As it’s practiced by non-racist, non-sexist educators, classical education is not elitist.
It is not elitist because classical education is like chop-wood-carry-water. It is a task you can never complete, and that very endlessness of it, the hard and tricky endlessness of it, humbles and inspires and keeps one in the moment. This endlessness, and focus on process over product, means that the child chanting enthusiastically and diligently “amo amas amat” is doing the same work in a very real sense as the scholar who has been at it for forty-five years.
It is not elitist because a classical education assumes auto mechanics, pig farmers and the cleaning lady all are living an intellectual life. In classical education, no one is written off as unable to handle something so hard as Latin or Homer, and dissecting bit by bit the ideas inherent in our culture is viewed as irrelevant to no one.
This very dissection is what is changing me and challenging me as I raise three people who are the very picture of The System.
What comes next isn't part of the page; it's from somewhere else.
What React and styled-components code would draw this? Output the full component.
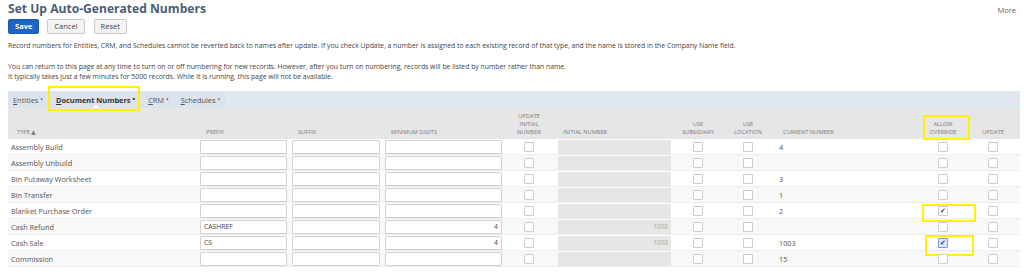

Someday my children will be grownup, and then they will be white American men, richer than most of the world’s population across time. But they won’t be imbued with prejudice, because they will have had a liberal — freeing — education that taught them to turn all things over incessantly, to approach something as foundation as the syllables in the words they speak every day with a critical eye of analysis. The whole world needs my boys to be so aware of what silly place, exactly, our mores come from, and how to dig into the heart of a culture — its language — to find the soul of it.
A classical education is not elitist because it makes one humble and simultaneously empowers, and builds empathetic curiosity into a tenacious, ethical muscle. That is my goal for my children, and all children, and if I can seed my white American straight boys with the skill to pass that on, I’ll be taking a step towards a fairer world for everyone.